Johnson shared his story and others following the screening of the documentary “The Farm Crisis” at the annual Kansas Farmers Union convention in Topeka from Jan. 3-5. With him on a panel discussion were Kansas Rural Family Helpline director Charlie Griffin, Kansas Agriculture Mediation Service director Forrest Buhler, former Kansas Rural Center farm financial counselor Ed Reznicek and Teske.
Johnson was one of a growing cadre of farm mediators and counselors who stepped in to offer support, advice and empathy in response to the Reagan administration’s cold shoulder. Occasionally they were able to help farmers but usually the best they could offer was a shoulder to cry on.
The ecumenical response was broadly supportive too, Buhler said. Protestants, Catholics and Jews worked together to find a way to create a support system for farmers in need. “We saw how profoundly they were affected, how it affected them physically as well as mentally,” he said. “They needed professional help.”

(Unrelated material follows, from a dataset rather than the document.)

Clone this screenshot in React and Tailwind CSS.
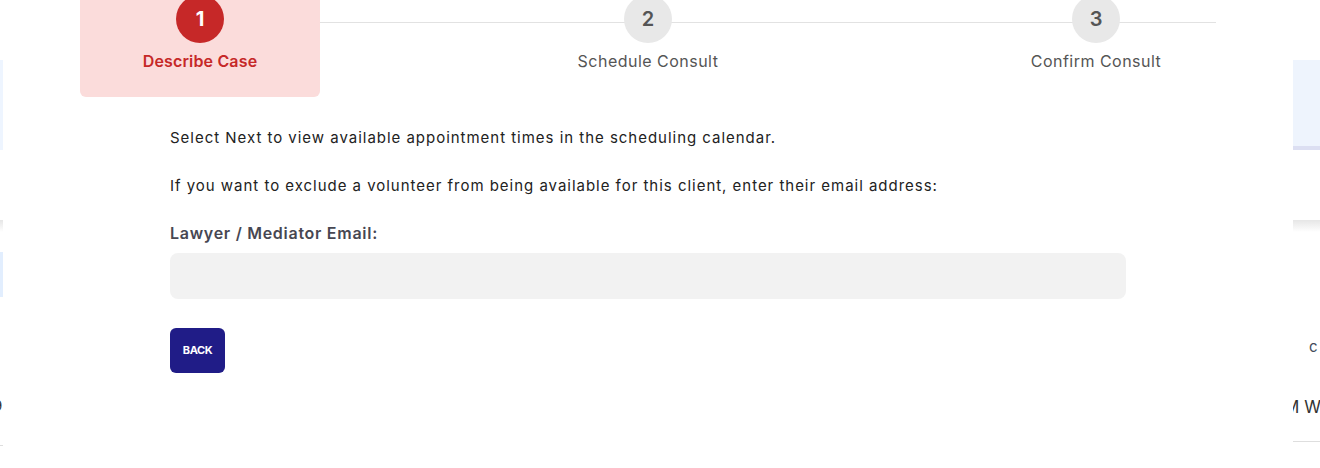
export default function App() {
  return (
    <div className="relative w-[1320px] h-[468px] overflow-hidden bg-white" style={{ fontFamily: "Inter, 'Noto Sans', sans-serif" }}>
      {/* background page */}
      <div className="flex justify-between h-full">
        <div className="w-[40px] flex flex-col">
          <div className="mt-[60px] h-[90px] bg-[#eef5ff] flex items-center text-[#2b78db] text-[15px] pt-[20px] -ml-[6px]">l</div>
          <div className="mt-[70px] h-[12px] bg-gradient-to-b from-[#e6e6e6] to-white"></div>
          <div className="mt-[20px] h-[45px] bg-[#e2eefe] text-[#1f4fa3] text-[16px] font-bold flex items-center -ml-[6px]">t</div>
          <div className="mt-[98px] text-[15px] text-[#333] -ml-[7px]">9</div>
          <div className="mt-[27px] h-px bg-[#dedede]"></div>
        </div>
        <div className="w-[40px] flex flex-col">
          <div className="mt-[60px] h-[90px] bg-[#eef4fd] border-b-[4px] border-[#dcdff2]"></div>
          <div className="mt-[70px] h-[12px] bg-gradient-to-b from-[#e6e6e6] to-white"></div>
          <div className="mt-[104px] text-[15px] text-[#434a5a] pl-[29px]">c</div>
          <div className="mt-[36px] text-[17px] text-[#333] pl-[4px] whitespace-nowrap">M W</div>
          <div className="mt-[21px] h-px bg-[#dedede]"></div>
        </div>
      </div>

      {/* modal */}
      <div className="absolute left-[3px] top-0 w-[1290px] h-full bg-white">
        <div className="relative ml-[77px] w-[1136px]">
          <div className="absolute left-0 right-0 top-[22px] h-px bg-[#e2e2e2]"></div>
          <div className="relative flex justify-between">
            <div className="w-[240px] h-[97px] bg-[#fbdcdb] rounded-b-[6px] flex flex-col items-center">
              <div className="-mt-[5px] w-[48px] h-[48px] rounded-full bg-[#c62828] text-white text-[20px] font-bold flex items-center justify-center">1</div>
              <div className="mt-[6px] text-[16px] font-semibold text-[#c62828] tracking-[0.01em]">Describe Case</div>
            </div>
            <div className="w-[240px] flex flex-col items-center">
              <div className="-mt-[5px] w-[48px] h-[48px] rounded-full bg-[#e8e8e8] text-[#555] text-[20px] font-semibold flex items-center justify-center">2</div>
              <div className="mt-[6px] text-[16px] text-[#555] tracking-[0.03em]">Schedule Consult</div>
            </div>
            <div className="w-[240px] flex flex-col items-center">
              <div className="-mt-[5px] w-[48px] h-[48px] rounded-full bg-[#e8e8e8] text-[#555] text-[20px] font-semibold flex items-center justify-center">3</div>
              <div className="mt-[6px] text-[16px] text-[#555] tracking-[0.03em]">Confirm Consult</div>
            </div>
          </div>
        </div>

        <div className="ml-[167px] w-[956px] mt-[29px] text-[15px] text-[#222]">
          <p className="leading-[24px] tracking-[0.065em]">Select Next to view available appointment times in the scheduling calendar.</p>
          <p className="leading-[24px] mt-[24px] tracking-[0.065em]">If you want to exclude a volunteer from being available for this client, enter their email address:</p>
          <div className="mt-[23px] text-[16px] font-semibold text-[#474752] tracking-[0.045em] leading-[24px]">Lawyer / Mediator Email:</div>
          <input className="mt-[8px] block w-full h-[46px] rounded-[8px] bg-[#f2f2f2] outline-none" />
          <button className="mt-[29px] block w-[55px] h-[45px] rounded-[6px] bg-[#201c87] text-white text-[11px] font-bold tracking-[-0.04em]">BACK</button>
        </div>
      </div>
    </div>
  );
}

Economists, financial advisers, psychologists and, above all, those with farming backgrounds scoured the land trying to find solutions of which all too few were available. Griffin, raised on a farm but with a degree in marriage, family therapy and stress management, started working with the rural wellness program at the Onaga Hospital when the crisis struck.
“The first meeting I was invited to was sponsored by the Kansas Rural Center,” he said. “Room full of guys in bib overalls, very polite, they let me talk an hour on deep breathing and letting go of stress, things we needed to do, but after that all we did was talk. That was the last time I talked about breathing. I told them they needed an attorney, they needed a financial advisor-and yeah, they needed to breathe deep.”
Hotlines sprang up to provide relief. Farmers, for the most part inured to change from the weather to uncertain markets, found themselves unable to cope with the suddenness of the crisis. “Change happens to everyone,” Griffin said. “What matters is the velocity it comes at you.” Finding the right mix of professional assistance proved the key to helping many of those bewildered families survive the storm.
The cowboy’s case was typical: too much debt, not enough income. “But,” Johnson said, “You still had people. As a person you had worth. Let’s figure out how to deal with this farm as a business.”
There was nothing radical about the information provided by the counselors, Reznicek said. “We just outlined the structure of the debt problem and gave them strategies farmers could use,” he said. A meeting early in the crisis in Effingham brought about 25 farmers and three bankers. After that the phone started ringing and didn’t stop.
The crisis lasted a decade. Through their efforts some class-action lawsuits were generated, the number of foreclosures slowed, and some assistance was provided. But it was tough road, and creative measures had to be explored. One seed company donated truckloads of less expensive seed to gatherings, and others followed suit. “It made a difference,” Reznicek said.
They made a difference. Farmers started planting milo and soybeans, cheaper, more affordable crops, and cattle prices started picking up. Slowly, at times excruciatingly so, the crisis wound down.
If there were any lessons to be learned, the best one might be attributed to a photographer who sided with Midwestern farmers throughout the worst of the meltdown. He photographed farm auctions and courthouse protests, funerals and moving processions, dispossessed families and armed deputies attempting to keep the peace. He photographed a people both proud and broken.  
“I saw this on a sign,” he said, “but it stood for what I was seeing. ‘Tough times never last-tough people do.’ That’s the message of the eighties.”